En termes quantitatifs, Facebook pourrait étendre son propre réseau et rester facilement en contact. Nous avons vu que la sociabilité désignait « l’aptitude à vivre en société ». Si « vivre en société » est synonyme de bonne intégration, Facebook pourrait en effet aider le développement de ce qui est ici désigné comme de la sociabilité. L’atout de Facebook, c’est qu’il met facilement en lien les individus : “Il y a quatre ou cinq ans (…) les réseaux sociaux des jeunes étaient beaucoup plus limités. Cela aurait été inimaginable pour les jeunes d’avoir des membres de la famille faisant partie de leur réseau  » [15].
L’idée d’un Facebook qui « met facilement en lien » s’illustre par les compétences techniques que la plateforme possède pour resserrer les distances entre utilisateurs. En sélectionnant deux utilisateurs de Facebook dans le monde au hasard, on arrive à des résultats surprenants : “La distance moyenne observée entre deux citoyens du monde utilisant Facebook est de 4,74, correspondant à 3,74 intermédiaires ou “degrés de séparation”. Cela prouve que le monde est même plus petit que ce que l’on pensait [16]. Ce calcul de lien social appliqué à Facebook s’inspire en fait de la vieille expérience de Stanley Milgram (qui avait été effectuée entre deux citoyens lambda à l’échelle des Etats-Unis en 1967). Certaines simulations, lorsqu’elles sont rapportées à l’échelle planétaire, indiqueraient maximum 10 ou 12 liens [17]. Symboliquement, la distance entre deux membres de Facebook serait donc en moyenne au moins deux fois plus petite que lorsqu’il s’agit de deux personnes prises au hasard dans le monde. Facebook rendrait ainsi le monde plus petit en ce sens qu’il rapprocherait les individus. On peut ici reconnaitre le pouvoir socialisant que peut avoir le site en termes quantitatifs (distance). Le réseau dit « social » porte donc bien son qualificatif. Si Facebook connecte aussi facilement les gens entre eux, on peut affirmer qu’il « socialise » puisqu’il « intègre dans la vie sociale » [18].

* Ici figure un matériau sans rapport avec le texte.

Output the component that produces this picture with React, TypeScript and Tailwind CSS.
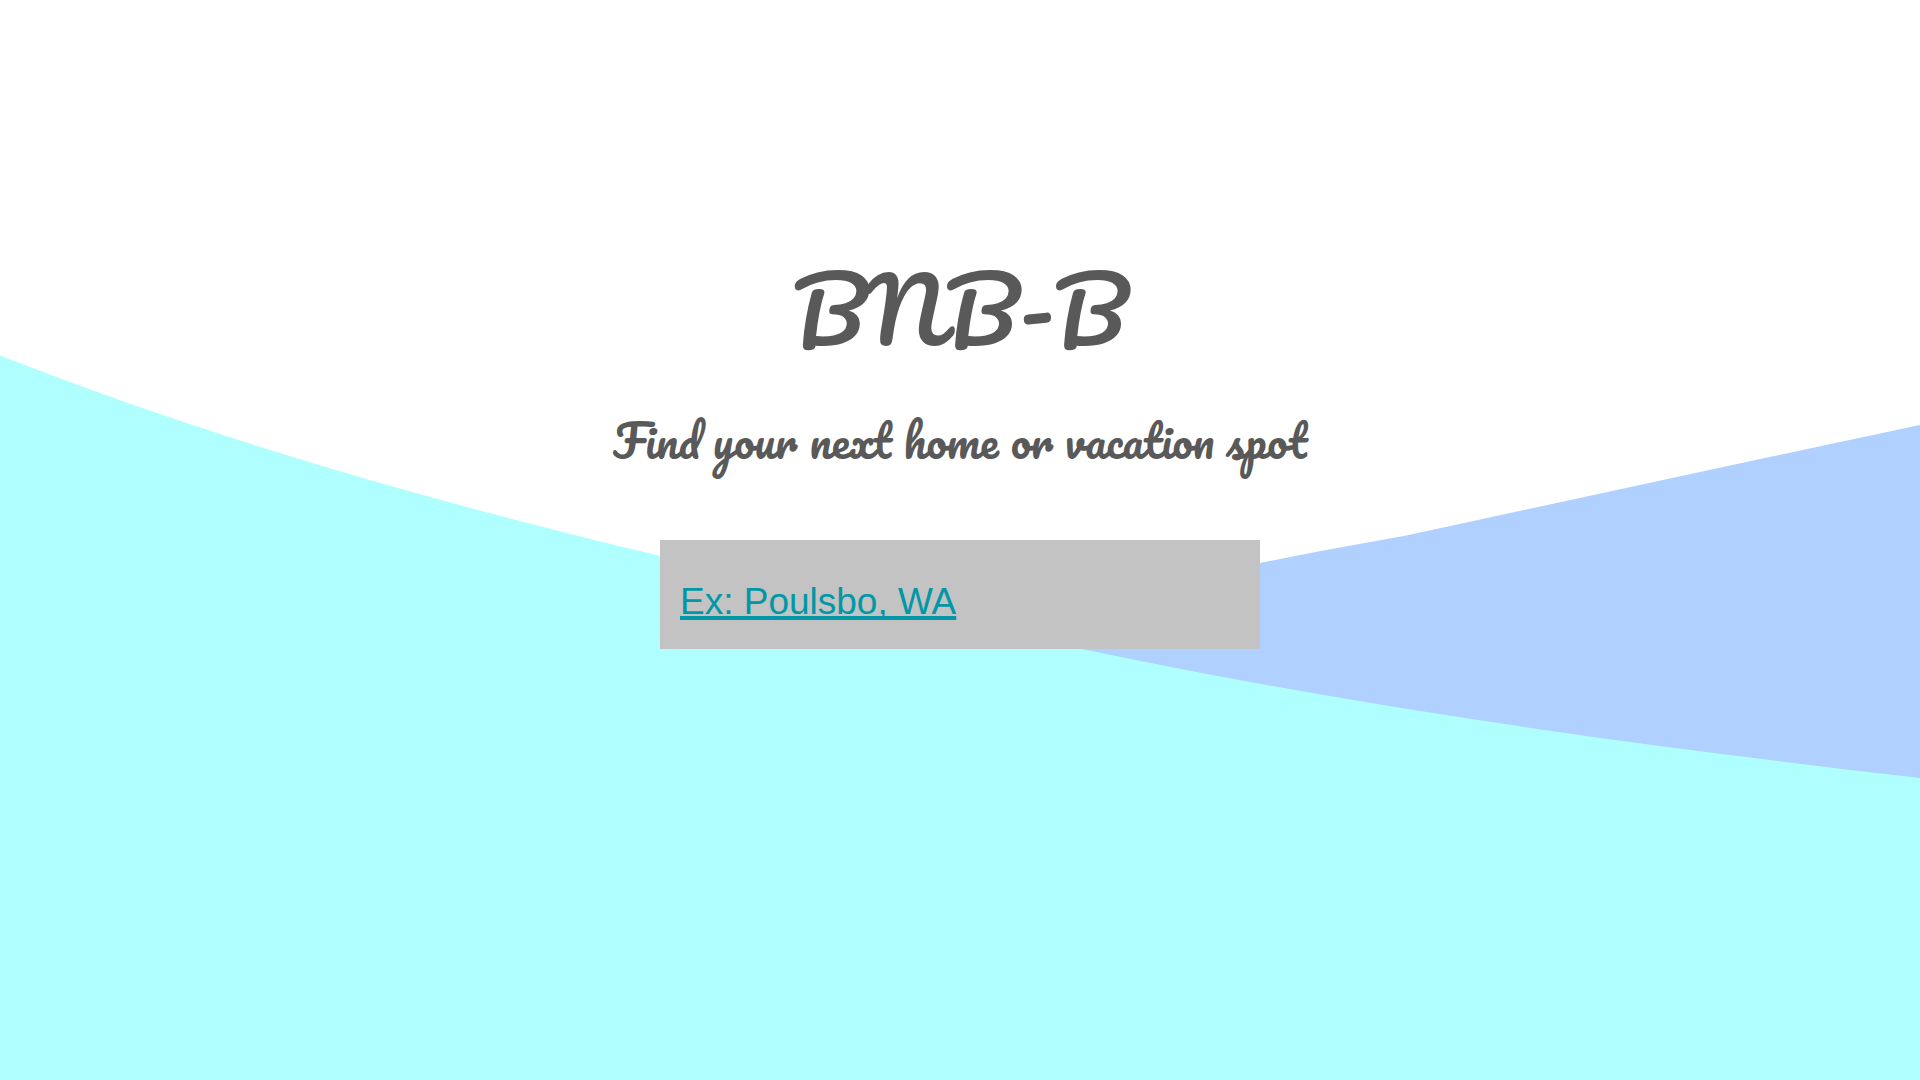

L’impact sur nos relations

Facebook rend les gens plus accessibles les uns aux autres mais les rend-il nécessairement plus « proches » pour autant ? Quel est l’impact de Facebook sur la qualité des relations ? Nous avions vu que quelqu’un de « sociable » « manifeste la faculté d’entretenir de bonnes relations humaines » [19]. Appliquons à présent cette définition à Facebook. Selon certaines sources, Facebook n’aurait pas d’impact significatif sur la qualité des relations avec les proches. Le moment d’utilisation y joue un rôle important. Le moment où les jeunes utilisent le plus Facebook a un effet sur la gestion de leur vie sociale : « grâce aux progrès du Wi-Fi et de l’informatique ubiquitaire, cette activité de réseautage se concentre aux moments où la socialisation de ces jeunes gens est la plus intense, quand ils sont en classe, entourés par leurs pairs, ou quand ils rentrent à la maison avec leurs colocataires ou amis. Autrement dit, avec ceux qui sont dans leur liste de contacts sur Facebook. » [20]. Facebook, comme d’autres outils de communication digitaux, n’appauvrit pas les relations avec les proches quand il est bien dosé : l’utilisation « ne se concentre pas dans les heures de la nuit, et n’empêche pas les sorties entre amis. Significativement, pendant les week-ends, le nombre de messages baisse de façon drastique. » En revanche, une utilisation importante à des moments significatifs peut devenir inquiétante : « l’usage d’Internet pendant les week-ends joue davantage en défaveur du temps passé avec les amis et la famille que l’usage en semaine (…) ceux qui se servent d’Internet dans le cadre de leur activité professionnelle sont moins coupés de leurs proches que ceux qui s’en servent en dehors de leur travail. »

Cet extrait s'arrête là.